The United States Declaration of Independence, the Constitution, and the Bill of Rights are known as the three Charters of Freedom, but some consider the document that led to slavery’s abolishment “to be almost the fourth charter,” said National Archives senior registrar James Zeender.

The papers rarely leave their home in D.C., and have only come to Nevada once, as part of the traveling Freedom Train exhibition that toured the country after World War II.

When visitors stand in line to see the proclamation, “The tears flow,” Zeender said. “It’s that sense of awe.”
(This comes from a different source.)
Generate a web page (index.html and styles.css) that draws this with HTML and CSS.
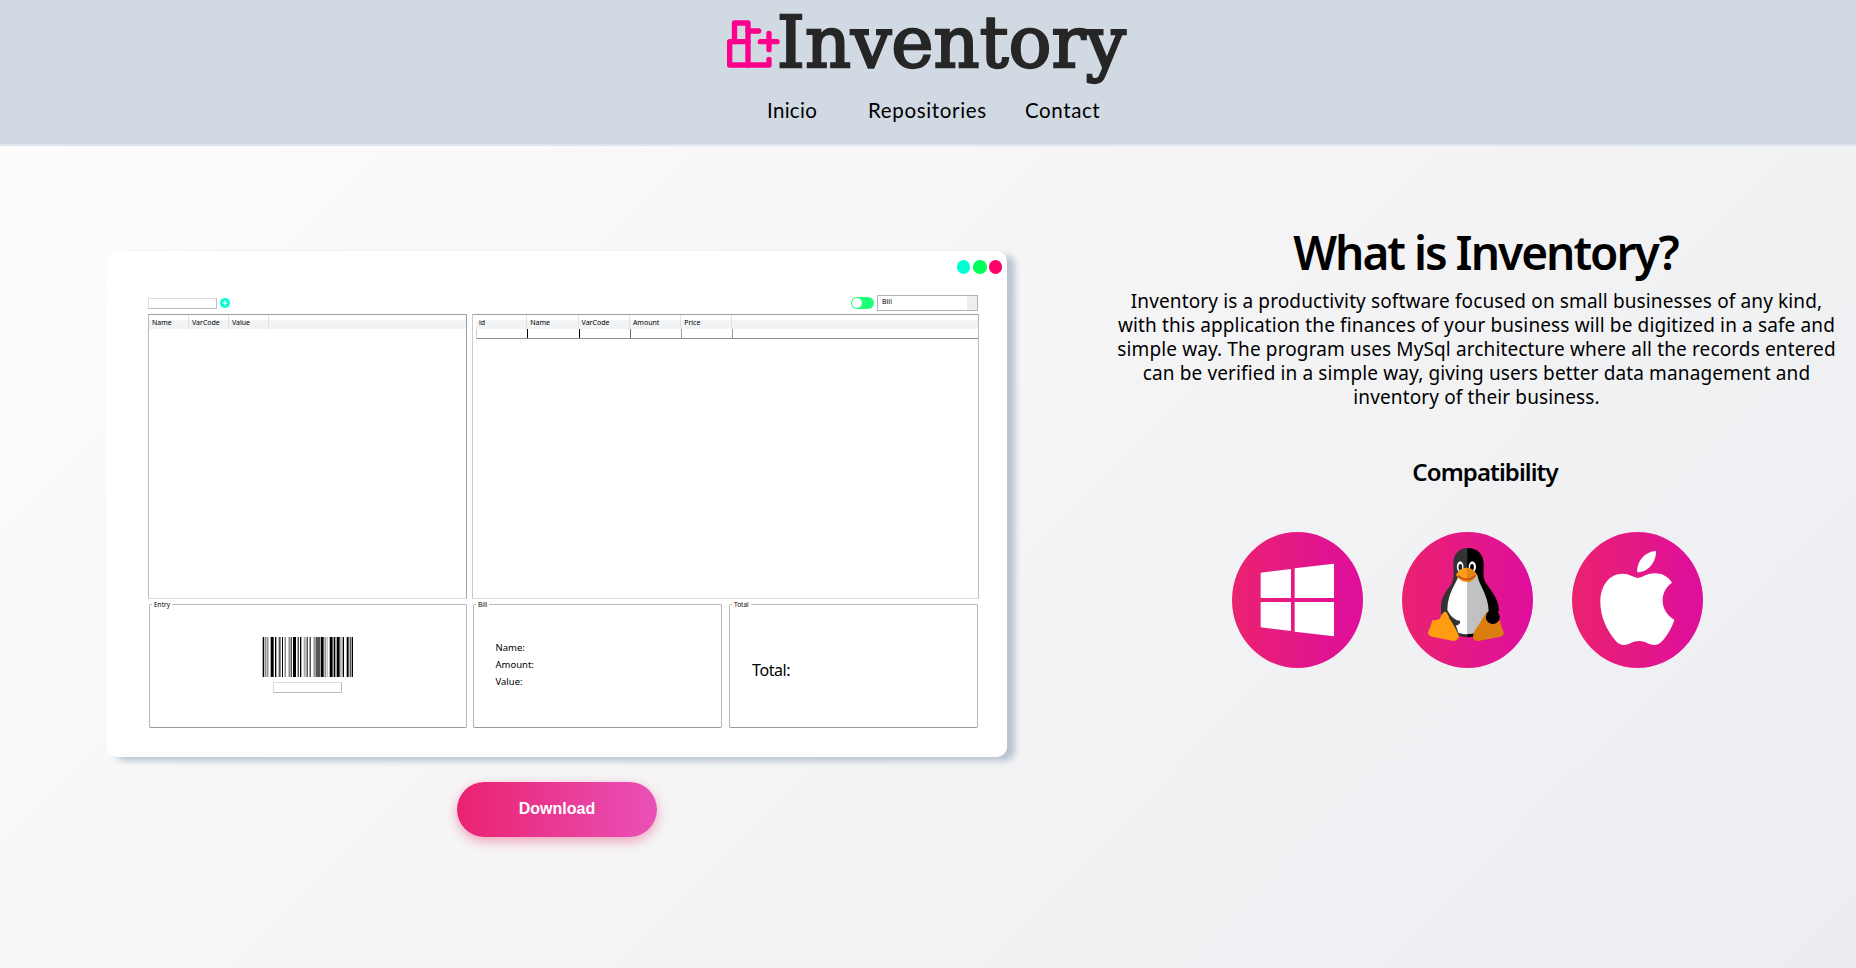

A transcription of Nevada’s constitution, which made for a behemoth telegram to Abraham Lincoln, is also at the museum, alongside a variety of curious and important artifacts. And for the first time ever, famed Civil War photographer Timothy O’Sullivan’s battlefield images are sharing wall space with his pictures of a fledgling Nevada.

Made for documentation purposes during an early land survey, they are crisp, unadorned, and familiar-looking in a way that shouldn’t be surprising, but still is. After all, 150 years isn’t much time, geographically speaking.

“Many of these [items] haven’t been displayed in the state before, ever,” Horn said of the exhibition, “and certainly not in this capacity.”